#### [What you have to do]
Go through the data below and gather each line containing "this".
--- begin Entries provided ---
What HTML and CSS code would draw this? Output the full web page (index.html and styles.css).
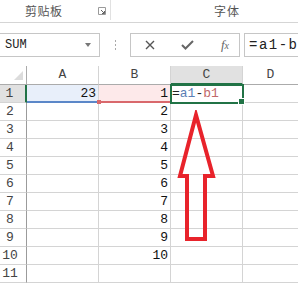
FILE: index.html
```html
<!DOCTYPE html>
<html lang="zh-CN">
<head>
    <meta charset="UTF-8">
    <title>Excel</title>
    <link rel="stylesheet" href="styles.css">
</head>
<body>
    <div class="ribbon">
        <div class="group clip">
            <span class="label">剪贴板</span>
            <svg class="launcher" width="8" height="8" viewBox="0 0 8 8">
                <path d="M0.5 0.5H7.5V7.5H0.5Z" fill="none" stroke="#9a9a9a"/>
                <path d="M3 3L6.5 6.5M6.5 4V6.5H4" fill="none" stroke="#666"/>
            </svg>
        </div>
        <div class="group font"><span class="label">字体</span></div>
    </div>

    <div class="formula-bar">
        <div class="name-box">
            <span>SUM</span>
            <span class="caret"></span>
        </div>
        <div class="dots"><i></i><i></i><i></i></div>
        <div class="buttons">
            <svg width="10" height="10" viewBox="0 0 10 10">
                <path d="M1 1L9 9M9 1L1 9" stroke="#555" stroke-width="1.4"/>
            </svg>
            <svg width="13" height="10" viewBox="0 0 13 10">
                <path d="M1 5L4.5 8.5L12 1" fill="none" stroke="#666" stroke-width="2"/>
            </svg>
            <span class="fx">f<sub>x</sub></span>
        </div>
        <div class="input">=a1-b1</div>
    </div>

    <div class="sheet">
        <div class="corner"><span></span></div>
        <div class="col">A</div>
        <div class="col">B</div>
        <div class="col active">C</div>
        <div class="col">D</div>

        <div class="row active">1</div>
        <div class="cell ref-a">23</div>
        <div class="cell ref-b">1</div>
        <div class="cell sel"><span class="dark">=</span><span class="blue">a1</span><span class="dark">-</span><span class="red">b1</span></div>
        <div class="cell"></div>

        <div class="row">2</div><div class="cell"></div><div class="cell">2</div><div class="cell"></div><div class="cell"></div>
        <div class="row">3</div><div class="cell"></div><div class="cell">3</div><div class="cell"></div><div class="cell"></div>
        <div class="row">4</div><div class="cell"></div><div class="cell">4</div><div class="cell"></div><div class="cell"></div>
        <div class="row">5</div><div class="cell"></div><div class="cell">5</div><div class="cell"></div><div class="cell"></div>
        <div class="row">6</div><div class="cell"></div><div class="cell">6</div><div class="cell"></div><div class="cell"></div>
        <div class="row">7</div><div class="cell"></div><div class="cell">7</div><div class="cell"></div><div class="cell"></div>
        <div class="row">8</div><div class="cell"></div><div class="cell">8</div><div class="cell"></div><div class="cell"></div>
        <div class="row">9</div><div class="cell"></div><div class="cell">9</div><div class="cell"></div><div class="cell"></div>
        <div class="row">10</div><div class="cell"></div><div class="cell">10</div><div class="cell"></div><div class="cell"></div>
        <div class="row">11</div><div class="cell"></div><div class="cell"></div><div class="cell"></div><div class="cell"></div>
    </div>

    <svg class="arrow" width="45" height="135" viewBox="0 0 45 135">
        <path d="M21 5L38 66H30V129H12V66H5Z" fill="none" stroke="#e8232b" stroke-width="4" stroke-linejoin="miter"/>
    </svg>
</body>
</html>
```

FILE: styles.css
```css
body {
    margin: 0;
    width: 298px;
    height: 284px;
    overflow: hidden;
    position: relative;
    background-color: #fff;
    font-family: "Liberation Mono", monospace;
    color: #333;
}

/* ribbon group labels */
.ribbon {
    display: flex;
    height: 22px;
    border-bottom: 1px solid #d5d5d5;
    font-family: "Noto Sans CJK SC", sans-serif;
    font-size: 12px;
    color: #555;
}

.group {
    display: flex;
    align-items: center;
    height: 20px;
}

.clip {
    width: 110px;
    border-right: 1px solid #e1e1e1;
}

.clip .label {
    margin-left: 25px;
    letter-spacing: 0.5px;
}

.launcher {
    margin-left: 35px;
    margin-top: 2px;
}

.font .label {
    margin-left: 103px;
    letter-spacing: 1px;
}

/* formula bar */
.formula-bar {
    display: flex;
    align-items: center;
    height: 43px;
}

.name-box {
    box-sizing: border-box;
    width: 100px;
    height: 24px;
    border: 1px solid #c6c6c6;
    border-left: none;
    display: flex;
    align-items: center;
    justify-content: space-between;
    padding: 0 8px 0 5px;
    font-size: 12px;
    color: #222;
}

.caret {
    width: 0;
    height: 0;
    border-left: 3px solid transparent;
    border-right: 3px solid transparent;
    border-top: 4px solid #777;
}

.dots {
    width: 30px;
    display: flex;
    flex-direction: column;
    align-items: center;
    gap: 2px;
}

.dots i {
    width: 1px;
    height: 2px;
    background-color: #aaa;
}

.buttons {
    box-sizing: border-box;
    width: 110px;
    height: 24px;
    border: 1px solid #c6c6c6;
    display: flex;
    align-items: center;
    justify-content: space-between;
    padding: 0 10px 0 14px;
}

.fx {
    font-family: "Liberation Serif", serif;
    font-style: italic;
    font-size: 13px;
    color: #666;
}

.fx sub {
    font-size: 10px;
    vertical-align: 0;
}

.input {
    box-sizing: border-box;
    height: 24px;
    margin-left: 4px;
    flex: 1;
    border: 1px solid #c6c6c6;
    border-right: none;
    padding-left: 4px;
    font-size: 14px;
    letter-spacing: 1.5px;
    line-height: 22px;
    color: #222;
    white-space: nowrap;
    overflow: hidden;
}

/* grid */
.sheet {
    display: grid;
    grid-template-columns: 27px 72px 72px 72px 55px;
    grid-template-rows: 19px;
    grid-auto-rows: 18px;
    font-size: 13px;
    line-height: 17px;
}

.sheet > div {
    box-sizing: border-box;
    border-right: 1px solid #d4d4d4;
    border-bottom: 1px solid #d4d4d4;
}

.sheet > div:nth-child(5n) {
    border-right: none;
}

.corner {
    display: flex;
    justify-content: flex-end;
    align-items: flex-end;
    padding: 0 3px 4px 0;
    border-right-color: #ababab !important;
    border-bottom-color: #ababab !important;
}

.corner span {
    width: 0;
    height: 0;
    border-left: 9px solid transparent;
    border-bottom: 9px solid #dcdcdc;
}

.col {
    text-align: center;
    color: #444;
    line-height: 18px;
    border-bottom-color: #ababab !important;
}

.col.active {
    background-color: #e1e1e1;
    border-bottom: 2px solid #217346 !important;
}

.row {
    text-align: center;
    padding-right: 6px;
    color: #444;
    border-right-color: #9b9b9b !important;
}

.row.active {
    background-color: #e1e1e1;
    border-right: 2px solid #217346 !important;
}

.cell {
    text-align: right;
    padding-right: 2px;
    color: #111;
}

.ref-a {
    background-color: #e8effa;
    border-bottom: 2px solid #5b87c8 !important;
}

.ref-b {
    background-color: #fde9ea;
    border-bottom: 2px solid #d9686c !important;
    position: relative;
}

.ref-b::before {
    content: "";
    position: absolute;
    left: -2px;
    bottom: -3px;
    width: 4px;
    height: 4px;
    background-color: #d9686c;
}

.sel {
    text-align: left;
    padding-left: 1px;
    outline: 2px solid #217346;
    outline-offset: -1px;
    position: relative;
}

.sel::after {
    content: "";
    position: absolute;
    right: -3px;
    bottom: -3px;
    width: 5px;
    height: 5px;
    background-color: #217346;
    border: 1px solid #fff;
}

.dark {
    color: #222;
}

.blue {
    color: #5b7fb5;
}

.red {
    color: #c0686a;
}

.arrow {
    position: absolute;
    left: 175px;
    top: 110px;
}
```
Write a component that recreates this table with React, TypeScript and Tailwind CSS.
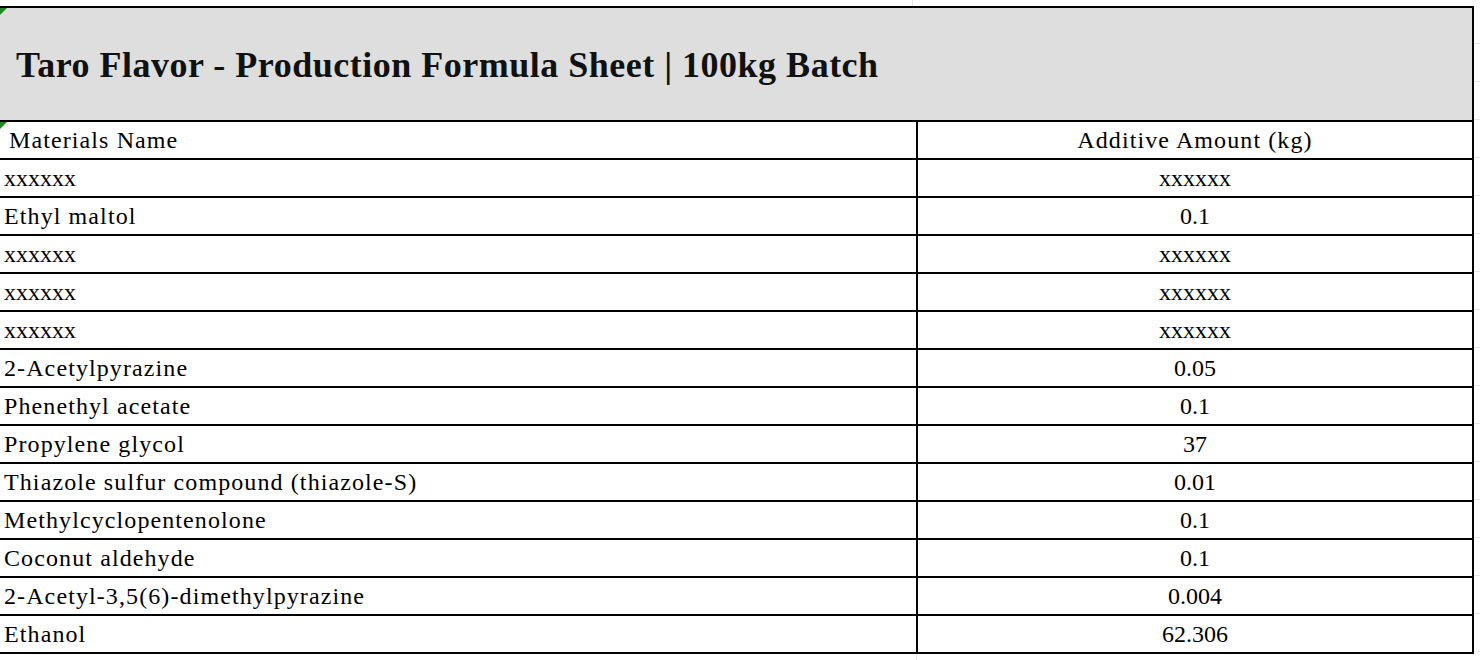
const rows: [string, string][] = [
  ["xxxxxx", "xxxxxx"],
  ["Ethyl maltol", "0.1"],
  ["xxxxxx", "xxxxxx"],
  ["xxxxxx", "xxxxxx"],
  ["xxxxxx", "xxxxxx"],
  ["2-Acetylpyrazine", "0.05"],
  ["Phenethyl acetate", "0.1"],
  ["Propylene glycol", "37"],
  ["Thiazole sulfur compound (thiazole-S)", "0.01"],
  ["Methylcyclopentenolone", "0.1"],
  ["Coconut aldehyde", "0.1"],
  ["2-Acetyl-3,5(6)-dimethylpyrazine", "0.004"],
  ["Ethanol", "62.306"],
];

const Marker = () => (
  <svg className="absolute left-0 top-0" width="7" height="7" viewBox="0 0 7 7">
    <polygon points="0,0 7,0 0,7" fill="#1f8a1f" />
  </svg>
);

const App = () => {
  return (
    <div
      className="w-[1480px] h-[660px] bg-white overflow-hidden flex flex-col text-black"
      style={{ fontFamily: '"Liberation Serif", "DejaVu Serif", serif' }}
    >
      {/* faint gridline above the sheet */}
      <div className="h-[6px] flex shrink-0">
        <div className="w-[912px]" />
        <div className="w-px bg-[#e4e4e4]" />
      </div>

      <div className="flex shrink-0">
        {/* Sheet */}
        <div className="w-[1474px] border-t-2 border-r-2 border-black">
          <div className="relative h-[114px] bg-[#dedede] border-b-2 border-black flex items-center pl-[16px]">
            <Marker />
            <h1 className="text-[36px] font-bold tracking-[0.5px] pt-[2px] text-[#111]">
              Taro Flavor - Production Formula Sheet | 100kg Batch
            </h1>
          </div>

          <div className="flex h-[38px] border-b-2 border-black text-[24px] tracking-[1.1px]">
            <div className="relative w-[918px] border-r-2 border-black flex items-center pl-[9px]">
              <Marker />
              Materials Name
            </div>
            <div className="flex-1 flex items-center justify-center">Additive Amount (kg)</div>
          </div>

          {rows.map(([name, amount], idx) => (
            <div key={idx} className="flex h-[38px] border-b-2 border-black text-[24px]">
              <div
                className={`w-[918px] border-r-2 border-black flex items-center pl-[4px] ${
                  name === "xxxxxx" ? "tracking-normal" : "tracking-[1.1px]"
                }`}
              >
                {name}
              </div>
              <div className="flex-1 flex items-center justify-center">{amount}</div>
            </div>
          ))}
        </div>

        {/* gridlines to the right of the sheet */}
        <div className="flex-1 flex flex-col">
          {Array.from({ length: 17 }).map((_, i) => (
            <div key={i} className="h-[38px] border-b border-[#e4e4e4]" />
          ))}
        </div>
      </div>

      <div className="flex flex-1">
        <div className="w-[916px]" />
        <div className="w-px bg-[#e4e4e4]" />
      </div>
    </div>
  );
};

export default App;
--- end Entries provided ---
#### [Completed exercise]
What HTML and CSS code would draw this? Output the full web page (index.html and styles.css).
Write a component that recreates this table with React, TypeScript and Tailwind CSS.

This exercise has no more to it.